EXERCISE GOAL: Extract all lines that hold "React" from the records below.

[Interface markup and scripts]
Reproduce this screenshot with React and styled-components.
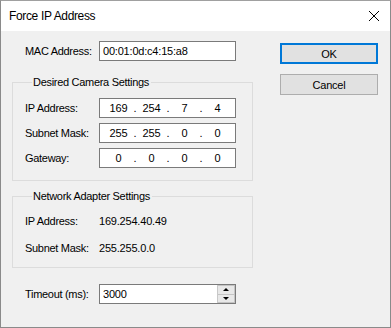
import React from 'react';
import styled, { createGlobalStyle } from 'styled-components';

const GlobalStyle = createGlobalStyle`
  html, body {
    margin: 0;
    padding: 0;
    background: #f0f0f0;
  }
  body {
    font-family: "Liberation Sans", Arial, sans-serif;
    font-size: 11px;
    color: #000;
  }
`;

const Window = styled.div`
  width: 391px;
  height: 328px;
  box-sizing: border-box;
  border: 1px solid #8a8a8a;
  border-top-color: #a0a0a0;
  background: #f0f0f0;
  display: flex;
  flex-direction: column;
`;

const TitleBar = styled.div`
  height: 30px;
  background: #fff;
  display: flex;
  align-items: center;
  justify-content: space-between;
  padding: 0 9px 0 8px;
  flex-shrink: 0;
`;

const Title = styled.span`
  font-size: 12px;
  letter-spacing: -0.35px;
  color: #000;
`;

const CloseIcon = styled.svg`
  width: 12px;
  height: 12px;
  margin-right: 1px;
`;

const Body = styled.div`
  flex: 1;
  display: grid;
  grid-template-columns: 241px 98px;
  column-gap: 27px;
  align-items: start;
  padding: 10px 12px 0 11px;
`;

const Column = styled.div`
  display: flex;
  flex-direction: column;
`;

const Row = styled.div`
  display: flex;
  align-items: center;
  height: 20px;
  padding-left: ${(p) => p.$indent || 0}px;
  margin-top: ${(p) => p.$top || 0}px;
`;

const Label = styled.span`
  width: 74px;
  flex-shrink: 0;
  letter-spacing: -0.3px;
  white-space: nowrap;
`;

const Value = styled.span`
  letter-spacing: -0.2px;
`;

const TextBox = styled.div`
  width: 137px;
  height: 20px;
  box-sizing: border-box;
  border: 1px solid #7a7a7a;
  background: #fff;
  display: flex;
  align-items: center;
  padding: ${(p) => (p.$ip ? '0 3px 0 4px' : '0 0 0 3px')};
  letter-spacing: -0.2px;
`;

const Segment = styled.span`
  width: 29px;
  text-align: center;
`;

const Dot = styled.span`
  width: 4px;
  text-align: center;
`;

const Group = styled.fieldset`
  margin: ${(p) => p.$top}px 0 0 0;
  padding: ${(p) => p.$pad};
  border: 1px solid #dcdcdc;
  display: flex;
  flex-direction: column;
  gap: ${(p) => p.$gap}px;
  min-width: 0;
`;

const Legend = styled.legend`
  padding: 0 2px 0 1px;
  margin-left: 7px;
  line-height: 14px;
  letter-spacing: -0.3px;
`;

const SpinText = styled.span`
  flex: 1;
`;

const Spinner = styled.div`
  width: 17px;
  height: 18px;
  display: flex;
  flex-direction: column;
  border-left: 1px solid #c8c8c8;
`;

const SpinButton = styled.div`
  flex: 1;
  background: #e8e8e8;
  border: 1px solid #c4c4c4;
  border-left: none;
  display: flex;
  align-items: center;
  justify-content: center;
  & + & {
    border-top: none;
  }
`;

const Arrow = styled.span`
  width: 0;
  height: 0;
  border-left: 3px solid transparent;
  border-right: 3px solid transparent;
  ${(p) => (p.$up ? 'border-bottom: 3px solid #000;' : 'border-top: 3px solid #000;')}
`;

const Buttons = styled.div`
  display: flex;
  flex-direction: column;
  gap: 10px;
  padding-top: 2px;
`;

const Button = styled.button`
  height: 21px;
  box-sizing: border-box;
  background: #e1e1e1;
  border: ${(p) => (p.$default ? '2px solid #0078d7' : '1px solid #adadad')};
  font-family: "Liberation Sans", Arial, sans-serif;
  font-size: 11px;
  color: #000;
  padding: 0;
  letter-spacing: -0.2px;
`;

const IpField = ({ parts }) => (
  <TextBox $ip>
    {parts.map((p, i) => (
      <React.Fragment key={i}>
        {i > 0 && <Dot>.</Dot>}
        <Segment>{p}</Segment>
      </React.Fragment>
    ))}
  </TextBox>
);

export default function App() {
  return (
    <>
      <GlobalStyle />
      <Window>
        <TitleBar>
          <Title>Force IP Address</Title>
          <CloseIcon viewBox="0 0 12 12">
            <path d="M1 1 L11 11 M11 1 L1 11" stroke="#000" strokeWidth="1" fill="none" />
          </CloseIcon>
        </TitleBar>
        <Body>
          <Column>
            <Row $indent={13}>
              <Label>MAC Address:</Label>
              <TextBox>00:01:0d:c4:15:a8</TextBox>
            </Row>
            <Group $top={14} $pad="9px 12px 12px 12px" $gap={5}>
              <Legend>Desired Camera Settings</Legend>
              <Row>
                <Label>IP Address:</Label>
                <IpField parts={['169', '254', '7', '4']} />
              </Row>
              <Row>
                <Label>Subnet Mask:</Label>
                <IpField parts={['255', '255', '0', '0']} />
              </Row>
              <Row>
                <Label>Gateway:</Label>
                <IpField parts={['0', '0', '0', '0']} />
              </Row>
            </Group>
            <Group $top={8} $pad="8px 12px 9px 12px" $gap={7}>
              <Legend>Network Adapter Settings</Legend>
              <Row>
                <Label>IP Address:</Label>
                <Value>169.254.40.49</Value>
              </Row>
              <Row>
                <Label>Subnet Mask:</Label>
                <Value>255.255.0.0</Value>
              </Row>
            </Group>
            <Row $indent={13} $top={16}>
              <Label>Timeout (ms):</Label>
              <TextBox>
                <SpinText>3000</SpinText>
                <Spinner>
                  <SpinButton><Arrow $up /></SpinButton>
                  <SpinButton><Arrow /></SpinButton>
                </Spinner>
              </TextBox>
            </Row>
          </Column>
          <Buttons>
            <Button $default>OK</Button>
            <Button>Cancel</Button>
          </Buttons>
        </Body>
      </Window>
    </>
  );
}
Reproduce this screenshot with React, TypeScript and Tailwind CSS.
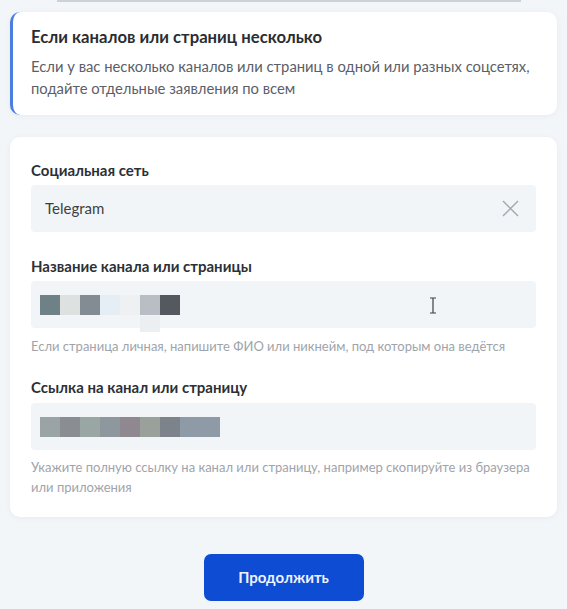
import React from "react";

const nameBlocks = ["#6e8187", "#dde2e0", "#838c93", "#e5eef5", "#eef0f1", "#b8bec4", "#54595f"];
const linkBlocks = ["#9aa4a5", "#8a8e93", "#9aa6a4", "#8e969e", "#8f8890", "#9aa19b", "#7d838b", "#8e9aa6", "#8e9aa6"];

const Label: React.FC<{ children: React.ReactNode }> = ({ children }) => (
  <p className="text-[15px] leading-[20px] font-bold text-[#2c3036]">{children}</p>
);

const Hint: React.FC<{ children: React.ReactNode }> = ({ children }) => (
  <p className="text-[13px] leading-[20px] text-[#a0a4aa]">{children}</p>
);

const App: React.FC = () => {
  return (
    <div className="min-h-[609px] bg-[#f3f6f9] px-[10px] font-['Lato','Noto_Sans',sans-serif]">
      <div className="ml-[47px] h-[2px] w-[464px] bg-[#cdd2d8]" />

      <section className="mt-[10px] rounded-[10px] border-l-[3px] border-[#4a7ee0] bg-white pt-[14px] pr-[18px] pb-[16px] pl-[18px] shadow-[0_1px_6px_rgba(30,60,110,0.06)]">
        <h2 className="text-[16.7px] leading-[22px] font-bold text-[#2a2d32]">
          Если каналов или страниц несколько
        </h2>
        <p className="mt-[7px] text-[14.8px] leading-[22px] text-[#5b6068]">
          Если у вас несколько каналов или страниц в одной или разных соцсетях,
          подайте отдельные заявления по всем
        </p>
      </section>

      <section className="mt-[22px] rounded-[10px] bg-white px-[21px] pt-[23px] pb-[20px] shadow-[0_1px_6px_rgba(30,60,110,0.06)]">
        <Label>Социальная сеть</Label>
        <div className="mt-[5px] flex h-[47px] items-center justify-between rounded-[4px] bg-[#f2f5f7] pr-[17px] pl-[14px]">
          <span className="text-[15px] text-[#3b3f45]">Telegram</span>
          <svg width="17" height="17" viewBox="0 0 17 17" fill="none" stroke="#a3a9b0" strokeWidth="1.4">
            <line x1="1" y1="1" x2="16" y2="16" />
            <line x1="16" y1="1" x2="1" y2="16" />
          </svg>
        </div>

        <div className="mt-[24px]">
          <Label>Название канала или страницы</Label>
        </div>
        <div className="relative mt-[5px] flex h-[47px] items-center rounded-[4px] bg-[#f2f5f7] pl-[9px]">
          <div className="flex">
            {nameBlocks.map((c, i) => (
              <div key={`n_${i}`} className="h-[20px] w-[20px]" style={{ backgroundColor: c }} />
            ))}
          </div>
          <div className="absolute top-[35px] left-[109px] h-[16px] w-[20px] bg-[#eceff1]" />
          <svg className="absolute top-[16px] left-[398px]" width="8" height="17" viewBox="0 0 8 17" fill="none" stroke="#3d4045" strokeWidth="1.2">
            <path d="M1 1h6M4 1v15M1 16h6" />
          </svg>
        </div>
        <div className="mt-[8px]">
          <Hint>Если страница личная, напишите ФИО или никнейм, под которым она ведётся</Hint>
        </div>

        <div className="mt-[21px]">
          <Label>Ссылка на канал или страницу</Label>
        </div>
        <div className="mt-[6px] flex h-[47px] items-center rounded-[4px] bg-[#f2f5f7] pl-[9px]">
          <div className="flex">
            {linkBlocks.map((c, i) => (
              <div key={`l_${i}`} className="h-[20px] w-[20px]" style={{ backgroundColor: c }} />
            ))}
          </div>
        </div>
        <div className="mt-[7px]">
          <Hint>
            Укажите полную ссылку на канал или страницу, например скопируйте из браузера
            или приложения
          </Hint>
        </div>
      </section>

      <div className="flex justify-center pt-[37px] pb-[8px]">
        <button className="h-[47px] w-[160px] rounded-[7px] bg-[#0d4cd3] text-[15px] font-bold text-[#eef3ff]">
          Продолжить
        </button>
      </div>
    </div>
  );
};

export default App;
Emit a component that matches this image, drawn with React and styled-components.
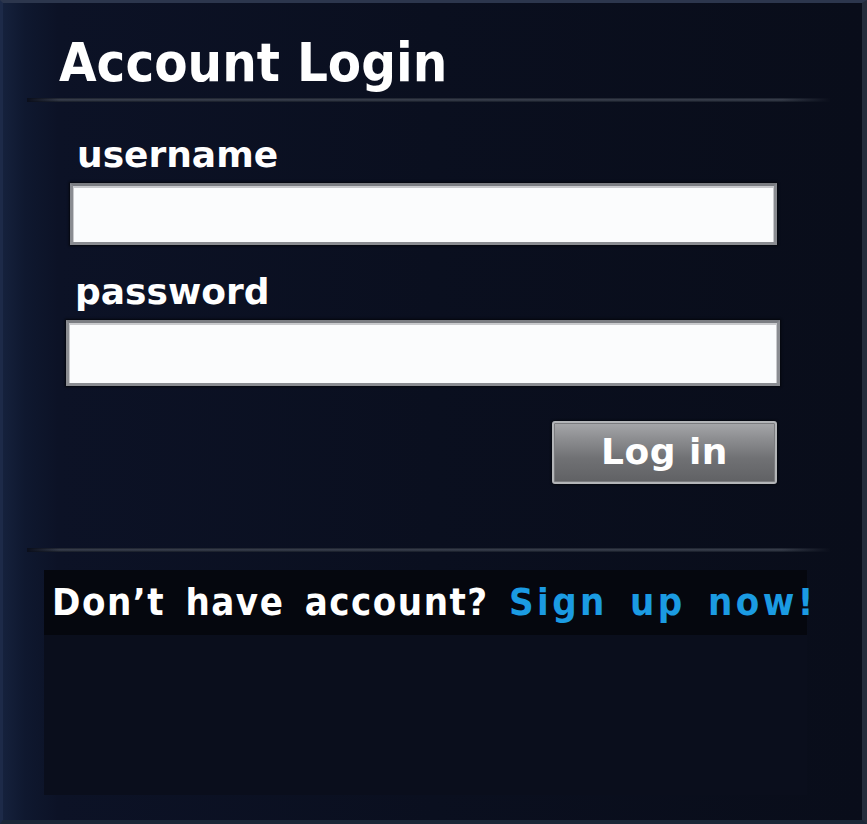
import React from 'react';
import styled, { createGlobalStyle } from 'styled-components';

const Global = createGlobalStyle`
  html, body { margin: 0; padding: 0; background: #0a0e1b; }
  #root { width: 867px; height: 824px; }
`;

const Frame = styled.div`
  box-sizing: border-box;
  width: 867px;
  height: 824px;
  border-top: 3px solid #2c364d;
  border-left: 3px solid #1d2a48;
  border-right: 5px solid #252c3b;
  border-bottom: 4px solid #1b2737;
  background: linear-gradient(90deg, #15213c 0px, #0f182f 22px, #0c1226 55px, #0a0f1f 50%, #090d1a 100%);
  display: flex;
  flex-direction: column;
  color: #fff;
  font-family: "DejaVu Sans", sans-serif;
`;

const Header = styled.header`
  padding: 29px 0 0 56px;
  height: 64px;
`;

const Title = styled.h1`
  margin: 0;
  font-family: "Liberation Sans Narrow", "DejaVu Sans Condensed", sans-serif;
  font-weight: 700;
  font-size: 54px;
  line-height: 62px;
  letter-spacing: 0;
`;

const Divider = styled.div`
  height: 4px;
  margin: ${p => p.$top}px 32px 0 24px;
  background:
    linear-gradient(90deg, rgba(10,14,27,1) 0%, rgba(10,14,27,0) 4%, rgba(10,14,27,0) 94%, rgba(10,14,27,1) 100%),
    linear-gradient(180deg, #1a1f2b 0%, #3a404e 45%, #2a303c 70%, #141925 100%);
`;

const Form = styled.form`
  display: flex;
  flex-direction: column;
  padding: 0 82px 0 63px;
  margin: 0;
`;

const Label = styled.label`
  display: block;
  margin: ${p => p.$top}px 0 0 ${p => p.$indent}px;
  font-family: "DejaVu Sans", sans-serif;
  font-weight: 700;
  font-size: 36px;
  line-height: 40px;
  height: 40px;
  letter-spacing: 0;
`;

const Input = styled.input`
  box-sizing: border-box;
  display: block;
  margin: ${p => p.$top}px ${p => p.$right}px 0 ${p => p.$indent}px;
  height: ${p => p.$h}px;
  border: 3px solid #8a8c91;
  border-top-color: #7b7d82;
  background: #fbfcfd;
  box-shadow: inset 0 1px 0 1px #c9cacd, 0 0 2px 1px #05070d;
  outline: none;
  padding: 0 12px;
  font-size: 24px;
`;

const Actions = styled.div`
  display: flex;
  justify-content: flex-end;
  margin: 35px 3px 0 0;
`;

const Button = styled.button`
  box-sizing: border-box;
  width: 225px;
  height: 63px;
  border: 2px solid #b3b5b8;
  border-radius: 3px;
  background: linear-gradient(180deg, #a6a7aa 0%, #8e8f92 25%, #707174 60%, #606164 100%);
  box-shadow: inset 0 0 0 1px #7b7c7f, 0 0 3px #000;
  color: #fff;
  font-family: "DejaVu Sans", sans-serif;
  font-weight: 700;
  font-size: 36px;
  letter-spacing: 0.5px;
  padding: 0 0 2px;
  cursor: pointer;
`;

const Footer = styled.div`
  display: flex;
  flex-direction: column;
  margin: 18px 0 0 41px;
  width: 763px;
`;

const SignupBand = styled.p`
  margin: 0;
  height: 65px;
  background: #05070e;
  font-family: "Liberation Sans Narrow", "DejaVu Sans Condensed", sans-serif;
  font-weight: 700;
  font-size: 38px;
  line-height: 64px;
  padding-left: 8px;
  word-spacing: 7px;
  letter-spacing: 1.5px;
  white-space: nowrap;
`;

const SignupLink = styled.a`
  color: #1b9be2;
  text-decoration: none;
  letter-spacing: 3.4px;
`;

const Panel = styled.div`
  height: 160px;
  background: #0a0e1c;
`;

export default function App() {
  return (
    <>
      <Global />
      <Frame>
        <Header>
          <Title>Account Login</Title>
        </Header>
        <Divider $top={2} />
        <Form onSubmit={e => e.preventDefault()}>
          <Label $top={33} $indent={11} htmlFor="username">username</Label>
          <Input id="username" type="text" $top={8} $indent={4} $right={3} $h={62} />
          <Label $top={27} $indent={9} htmlFor="password">password</Label>
          <Input id="password" type="password" $top={8} $indent={0} $right={0} $h={66} />
          <Actions>
            <Button type="submit">Log in</Button>
          </Actions>
        </Form>
        <Divider $top={64} />
        <Footer>
          <SignupBand>
            Don’t have account? <SignupLink href="#">Sign up now!</SignupLink>
          </SignupBand>
          <Panel />
        </Footer>
      </Frame>
    </>
  );
}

SOLUTION TO THIS PROBLEM:
Reproduce this screenshot with React and styled-components.
import React from 'react';
      <React.Fragment key={i}>
      </React.Fragment>
Reproduce this screenshot with React, TypeScript and Tailwind CSS.
import React from "react";
const Label: React.FC<{ children: React.ReactNode }> = ({ children }) => (
const Hint: React.FC<{ children: React.ReactNode }> = ({ children }) => (
const App: React.FC = () => {
Emit a component that matches this image, drawn with React and styled-components.
import React from 'react';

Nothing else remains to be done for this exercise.